● **TASK**
Every line holding the string "this" should be gathered.

● **DATA SUPPLIED**

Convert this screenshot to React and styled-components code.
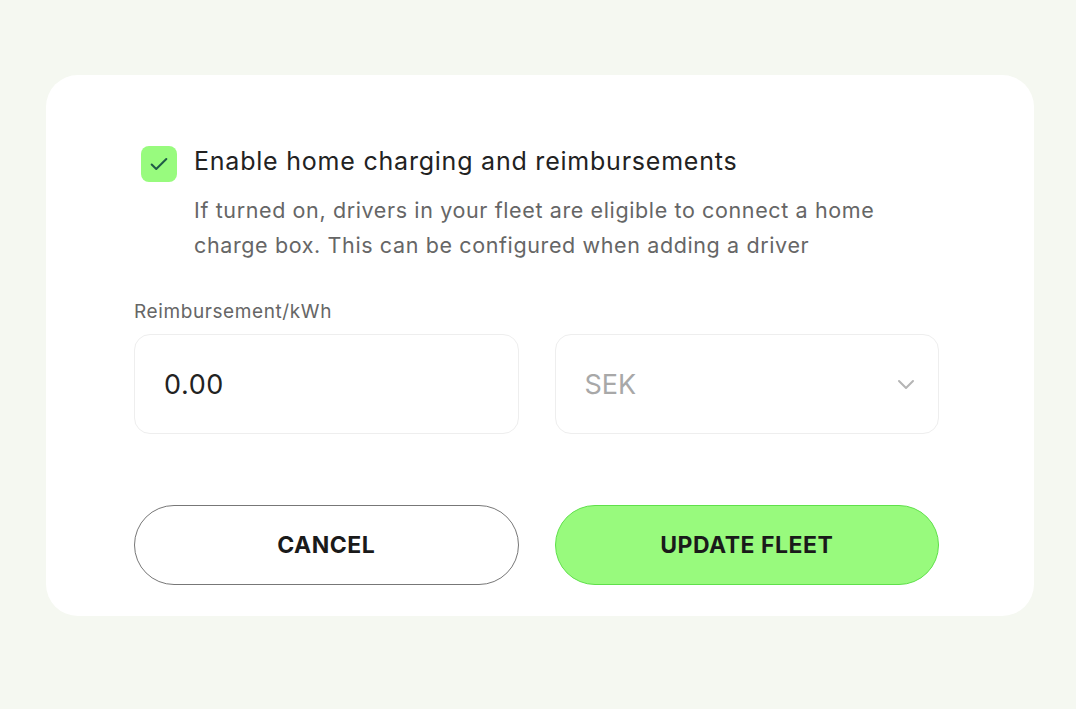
* * *
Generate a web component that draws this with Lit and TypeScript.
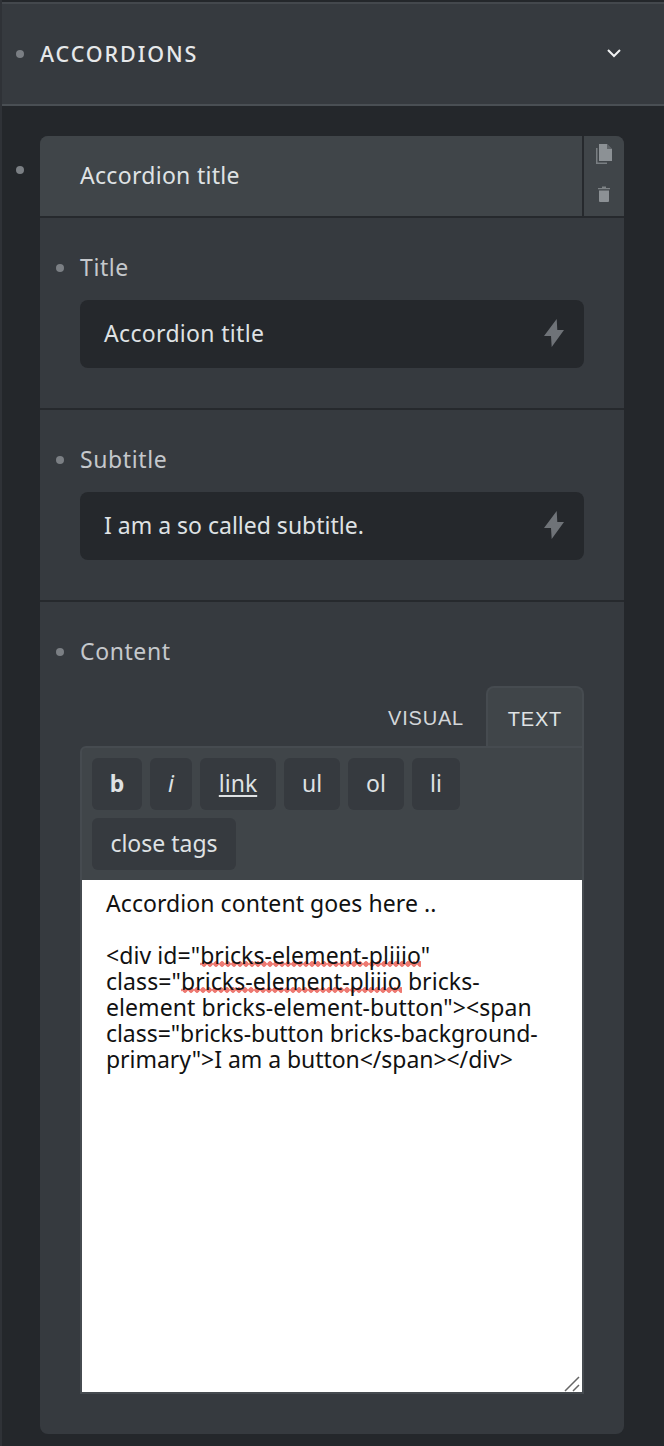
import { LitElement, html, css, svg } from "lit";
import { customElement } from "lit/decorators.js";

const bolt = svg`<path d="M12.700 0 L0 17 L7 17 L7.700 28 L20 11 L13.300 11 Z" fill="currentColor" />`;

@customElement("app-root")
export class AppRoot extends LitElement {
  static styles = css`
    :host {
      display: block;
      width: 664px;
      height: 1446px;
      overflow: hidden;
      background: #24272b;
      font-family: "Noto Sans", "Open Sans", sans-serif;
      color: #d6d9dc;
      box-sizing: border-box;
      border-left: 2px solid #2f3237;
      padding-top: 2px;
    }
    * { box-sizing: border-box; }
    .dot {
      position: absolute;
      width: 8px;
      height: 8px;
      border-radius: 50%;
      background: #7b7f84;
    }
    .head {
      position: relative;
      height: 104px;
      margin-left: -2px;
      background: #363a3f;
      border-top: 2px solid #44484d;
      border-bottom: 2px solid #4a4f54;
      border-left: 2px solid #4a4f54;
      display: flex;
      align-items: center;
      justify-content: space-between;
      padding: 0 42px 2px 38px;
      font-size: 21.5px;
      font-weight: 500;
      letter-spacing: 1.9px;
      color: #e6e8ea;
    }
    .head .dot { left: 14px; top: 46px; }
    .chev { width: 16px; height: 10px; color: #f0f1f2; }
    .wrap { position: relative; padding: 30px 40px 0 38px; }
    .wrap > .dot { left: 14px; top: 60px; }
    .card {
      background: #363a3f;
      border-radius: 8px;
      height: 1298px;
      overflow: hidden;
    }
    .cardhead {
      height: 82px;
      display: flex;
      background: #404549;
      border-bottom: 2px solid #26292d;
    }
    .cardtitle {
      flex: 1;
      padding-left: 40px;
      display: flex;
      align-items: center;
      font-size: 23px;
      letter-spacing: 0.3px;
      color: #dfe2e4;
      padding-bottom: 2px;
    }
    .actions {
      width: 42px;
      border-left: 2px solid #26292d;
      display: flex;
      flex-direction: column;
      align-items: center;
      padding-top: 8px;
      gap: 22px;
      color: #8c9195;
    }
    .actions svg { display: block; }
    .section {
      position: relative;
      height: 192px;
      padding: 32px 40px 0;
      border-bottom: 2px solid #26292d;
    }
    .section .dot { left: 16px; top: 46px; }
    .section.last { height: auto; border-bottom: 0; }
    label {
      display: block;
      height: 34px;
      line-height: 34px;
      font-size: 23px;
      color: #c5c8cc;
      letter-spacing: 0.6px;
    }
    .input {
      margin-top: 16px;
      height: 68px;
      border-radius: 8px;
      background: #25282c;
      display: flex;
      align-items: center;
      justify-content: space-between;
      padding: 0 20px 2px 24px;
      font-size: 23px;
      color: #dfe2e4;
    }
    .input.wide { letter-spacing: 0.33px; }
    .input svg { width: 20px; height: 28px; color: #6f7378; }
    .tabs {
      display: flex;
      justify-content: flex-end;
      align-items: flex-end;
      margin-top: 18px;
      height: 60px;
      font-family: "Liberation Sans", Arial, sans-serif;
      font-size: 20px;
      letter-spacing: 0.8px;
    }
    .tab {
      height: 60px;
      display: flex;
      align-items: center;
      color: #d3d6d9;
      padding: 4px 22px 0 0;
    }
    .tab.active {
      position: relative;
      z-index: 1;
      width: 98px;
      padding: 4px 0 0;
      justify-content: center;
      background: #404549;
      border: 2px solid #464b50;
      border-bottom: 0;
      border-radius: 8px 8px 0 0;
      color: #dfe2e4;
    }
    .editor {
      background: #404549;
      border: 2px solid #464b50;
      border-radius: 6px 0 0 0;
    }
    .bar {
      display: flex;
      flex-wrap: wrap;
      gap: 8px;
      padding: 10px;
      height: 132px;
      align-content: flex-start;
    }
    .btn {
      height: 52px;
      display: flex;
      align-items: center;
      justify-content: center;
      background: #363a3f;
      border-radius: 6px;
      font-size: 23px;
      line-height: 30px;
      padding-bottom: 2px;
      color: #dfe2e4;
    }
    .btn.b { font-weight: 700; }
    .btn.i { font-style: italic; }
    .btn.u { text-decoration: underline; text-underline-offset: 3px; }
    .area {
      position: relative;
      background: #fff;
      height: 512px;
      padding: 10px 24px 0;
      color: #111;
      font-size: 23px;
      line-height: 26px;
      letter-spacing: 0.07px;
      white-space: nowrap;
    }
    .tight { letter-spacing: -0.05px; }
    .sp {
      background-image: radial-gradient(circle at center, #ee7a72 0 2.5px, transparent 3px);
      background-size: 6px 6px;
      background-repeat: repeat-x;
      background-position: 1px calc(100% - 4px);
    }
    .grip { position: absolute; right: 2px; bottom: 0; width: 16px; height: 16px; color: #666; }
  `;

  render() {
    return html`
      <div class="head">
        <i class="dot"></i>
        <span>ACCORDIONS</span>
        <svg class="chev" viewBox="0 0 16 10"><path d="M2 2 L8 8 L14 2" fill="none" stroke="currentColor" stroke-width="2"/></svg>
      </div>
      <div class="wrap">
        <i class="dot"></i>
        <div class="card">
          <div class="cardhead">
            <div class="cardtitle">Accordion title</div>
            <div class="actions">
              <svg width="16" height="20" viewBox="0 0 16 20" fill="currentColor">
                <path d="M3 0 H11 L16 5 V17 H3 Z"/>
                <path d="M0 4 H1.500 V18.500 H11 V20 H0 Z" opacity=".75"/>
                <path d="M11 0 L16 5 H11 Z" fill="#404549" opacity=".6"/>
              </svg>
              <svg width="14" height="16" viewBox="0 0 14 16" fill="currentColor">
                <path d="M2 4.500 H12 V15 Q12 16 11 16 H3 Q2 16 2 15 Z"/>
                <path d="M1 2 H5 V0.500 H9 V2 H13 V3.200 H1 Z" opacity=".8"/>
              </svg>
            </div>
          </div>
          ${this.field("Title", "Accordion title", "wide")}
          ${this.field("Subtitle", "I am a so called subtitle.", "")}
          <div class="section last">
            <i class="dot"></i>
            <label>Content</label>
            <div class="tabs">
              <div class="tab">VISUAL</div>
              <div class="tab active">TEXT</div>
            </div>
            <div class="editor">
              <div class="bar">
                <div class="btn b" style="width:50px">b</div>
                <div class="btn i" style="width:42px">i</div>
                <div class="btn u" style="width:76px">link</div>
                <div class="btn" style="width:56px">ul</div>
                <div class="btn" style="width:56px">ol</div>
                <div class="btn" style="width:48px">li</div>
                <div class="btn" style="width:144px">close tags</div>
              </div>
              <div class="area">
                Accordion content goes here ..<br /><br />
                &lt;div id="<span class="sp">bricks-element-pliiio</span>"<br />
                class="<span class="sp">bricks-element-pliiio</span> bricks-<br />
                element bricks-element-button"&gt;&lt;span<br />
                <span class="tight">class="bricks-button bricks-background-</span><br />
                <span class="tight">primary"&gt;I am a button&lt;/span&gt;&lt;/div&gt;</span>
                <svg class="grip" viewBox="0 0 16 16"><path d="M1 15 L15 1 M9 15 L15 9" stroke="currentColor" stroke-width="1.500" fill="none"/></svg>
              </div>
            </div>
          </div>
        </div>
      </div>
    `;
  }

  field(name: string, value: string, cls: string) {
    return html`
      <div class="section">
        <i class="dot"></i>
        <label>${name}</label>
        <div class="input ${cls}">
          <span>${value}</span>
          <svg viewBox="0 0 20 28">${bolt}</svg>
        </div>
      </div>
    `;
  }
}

● **SOLUTION**
Convert this screenshot to React and styled-components code.
Generate a web component that draws this with Lit and TypeScript.
          ${this.field("Title", "Accordion title", "wide")}
          ${this.field("Subtitle", "I am a so called subtitle.", "")}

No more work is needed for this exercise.